整列純白歯(大)
芸能人が歯列矯正したり、歯のホワイトニングをしているのはよくあることだと思うけれど、たまに滅茶苦茶歯並びが良くて、それでいて滅茶苦茶歯が白い芸能人を見ると、綺麗より恐怖が勝ってしまう。
まあ、私だけのためにそういう努力をしている訳ではないだろうから、それは別にいいんだけど、本来、歯列ってあそこまで整っているものではない(多少なりとも崩れている方が自然な気がする)し、エナメル質もあそこまで純白ではない(新車みたいな色まで白くするのは如何なものか)と思う。
人間ではあるのかも知れないけれど、ヒトという感じがしない。機械寄りと言うか、何と言うか。
あと、もうその感じの人の前歯が大きいと手が付けられない。
歯のサイズも人によって違うはずだけれど、いやに整列され、それでいて不気味なほど白い歯がベンティサイズだった場合、いよいよそれは人工物という気がしてならない。
人工物を口腔内に据え付けたヒト、それは最早、サイバネティックオーガニズムなのではなかろうか。

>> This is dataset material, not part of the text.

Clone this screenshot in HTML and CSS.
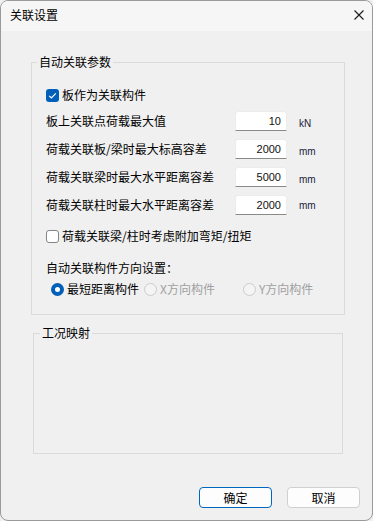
FILE: index.html
```html
<!DOCTYPE html>
<html>
<head>
  <title>关联设置</title>
  <link rel="stylesheet" href="styles.css">
</head>
<body>
  <div class="window">
    <div class="titlebar">
      <span class="title">关联设置</span>
      <svg class="close" width="10" height="10" viewBox="0 0 10 10">
        <path d="M0.5 0.5 L9.5 9.5 M9.5 0.5 L0.5 9.5" stroke="#1a1a1a" stroke-width="1.1" fill="none"/>
      </svg>
    </div>

    <div class="dialog-body">
      <fieldset class="group group-auto">
        <legend>自动关联参数</legend>
        <div class="group-inner">
          <div class="check-row first">
            <span class="checkbox checked">
              <svg width="13" height="13" viewBox="0 0 13 13">
                <path d="M3.2 6.8 L5.4 9 L9.8 4.4" stroke="#fff" stroke-width="1.2" fill="none"/>
              </svg>
            </span>
            <span>板作为关联构件</span>
          </div>

          <div class="field-row">
            <span class="field-label">板上关联点荷载最大值</span>
            <input class="num" type="text" value="10">
            <span class="unit">kN</span>
          </div>
          <div class="field-row">
            <span class="field-label">荷载关联板/梁时最大标高容差</span>
            <input class="num" type="text" value="2000">
            <span class="unit">mm</span>
          </div>
          <div class="field-row">
            <span class="field-label">荷载关联梁时最大水平距离容差</span>
            <input class="num" type="text" value="5000">
            <span class="unit">mm</span>
          </div>
          <div class="field-row">
            <span class="field-label">荷载关联柱时最大水平距离容差</span>
            <input class="num" type="text" value="2000">
            <span class="unit unit-high">mm</span>
          </div>

          <div class="check-row second">
            <span class="checkbox"></span>
            <span>荷载关联梁/柱时考虑附加弯矩/扭矩</span>
          </div>

          <div class="dir-title">自动关联构件方向设置：</div>
          <div class="radio-row">
            <div class="radio-item"><span class="radio on"></span><span>最短距离构件</span></div>
            <div class="radio-item disabled"><span class="radio"></span><span>X方向构件</span></div>
            <div class="radio-item disabled"><span class="radio"></span><span>Y方向构件</span></div>
          </div>
        </div>
      </fieldset>

      <fieldset class="group group-map">
        <legend>工况映射</legend>
      </fieldset>

      <div class="buttons">
        <button class="btn primary">确定</button>
        <button class="btn">取消</button>
      </div>
    </div>
  </div>
</body>
</html>
```

FILE: styles.css
```css
/* dialog */
body {
  margin: 0;
  font-family: "Noto Sans CJK SC", "Noto Sans", sans-serif;
  font-size: 12px;
  color: #000;
  background-color: #f0f0f0;
}

.window {
  width: 373px;
  height: 521px;
  box-sizing: border-box;
  border: 1px solid #9a9a9a;
  border-radius: 8px;
  background-color: #f0f0f0;
  overflow: hidden;
}

.titlebar {
  height: 30px;
  box-sizing: border-box;
  padding: 0 8px 3px 9px;
  display: flex;
  align-items: center;
  justify-content: space-between;
  background-color: #f6f6f6;
}

.title {
  line-height: 16px;
}

.close {
  display: block;
  margin-top: 1px;
}

.dialog-body {
  padding-top: 23px;
}

/* group boxes */
.group {
  margin: 0;
  padding: 0;
  min-width: 0;
  border: 1px solid #dadada;
  box-sizing: border-box;
}

.group legend {
  padding: 0 2px;
  line-height: 16px;
}

.group-auto {
  margin-left: 30px;
  width: 314px;
}

.group-auto legend {
  margin-left: 5px;
}

.group-map {
  margin-top: 10px;
  margin-left: 32px;
  width: 310px;
  height: 129px;
}

.group-map legend {
  margin-left: 6px;
}

.group-inner {
  padding: 0 0 15px 14px;
}

/* check boxes */
.check-row {
  display: flex;
  align-items: center;
  height: 20px;
  line-height: 20px;
}

.check-row.first {
  margin-top: 15px;
}

.check-row.second {
  margin-top: 11px;
}

.checkbox {
  width: 13px;
  height: 13px;
  box-sizing: border-box;
  margin-right: 3px;
  border: 1px solid #858585;
  border-radius: 3px;
  background-color: #fff;
  flex: none;
}

.checkbox.checked {
  border: none;
  background-color: #005fb8;
}

.checkbox svg {
  display: block;
}

/* numeric fields */
.field-row {
  display: flex;
  align-items: flex-start;
  height: 20px;
  margin-top: 8px;
}

.check-row.first + .field-row {
  margin-top: 6px;
}

.field-label {
  width: 189px;
  line-height: 20px;
}

.num {
  width: 52px;
  height: 20px;
  box-sizing: border-box;
  margin: 0;
  padding: 0 5px 0 0;
  border: 1px solid #ececec;
  border-bottom-color: #8a8a8a;
  border-radius: 3px 3px 0 0;
  background-color: #fff;
  font-family: "Liberation Sans", Arial, sans-serif;
  font-size: 11px;
  color: #111;
  text-align: right;
  outline: none;
}

.unit {
  margin-left: 12px;
  margin-top: 7px;
  line-height: 12px;
  font-family: "Liberation Sans", Arial, sans-serif;
  font-size: 10px;
  color: #1c1c3c;
}

.unit-high {
  margin-top: 5px;
}

/* direction radios */
.dir-title {
  margin-top: 12px;
  line-height: 20px;
}

.radio-row {
  display: grid;
  grid-template-columns: 93px 99px auto;
  margin-left: 5px;
  margin-top: 1px;
  line-height: 20px;
}

.radio-item {
  display: flex;
  align-items: center;
}

.radio {
  width: 13px;
  height: 13px;
  box-sizing: border-box;
  margin-right: 3px;
  border-radius: 50%;
  border: 1px solid #cccccc;
  background-color: #f4f4f4;
  flex: none;
}

.radio.on {
  border: 4px solid #005fb8;
  background-color: #fff;
}

.radio-item.disabled {
  color: #a0a0a0;
}

/* buttons */
.buttons {
  display: flex;
  justify-content: flex-end;
  gap: 15px;
  margin-top: 33px;
  padding-right: 12px;
}

.btn {
  width: 73px;
  height: 21px;
  margin: 0;
  padding: 0;
  border: 1px solid #d0d0d0;
  border-radius: 4px;
  background-color: #fdfdfd;
  font-family: "Noto Sans CJK SC", "Noto Sans", sans-serif;
  font-size: 12px;
  line-height: 19px;
  color: #000;
}

.btn.primary {
  border-color: #0067c0;
}
```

眼には眼を、歯には歯を、とは言うものの、自分をあの状態に持ってゆく勇気は無い。
それはつまり、「歯人」に対する抵抗手段(原義は報復を意味するが)を持つことができない、ということに他ならない。
精緻で真っ白な巨歯は、充分に畏怖の対象たりうるのだ。
AIが大手を振って世を闊歩する時代がもうすぐそこまで迫っている中、私はそんなことを考えているのであった。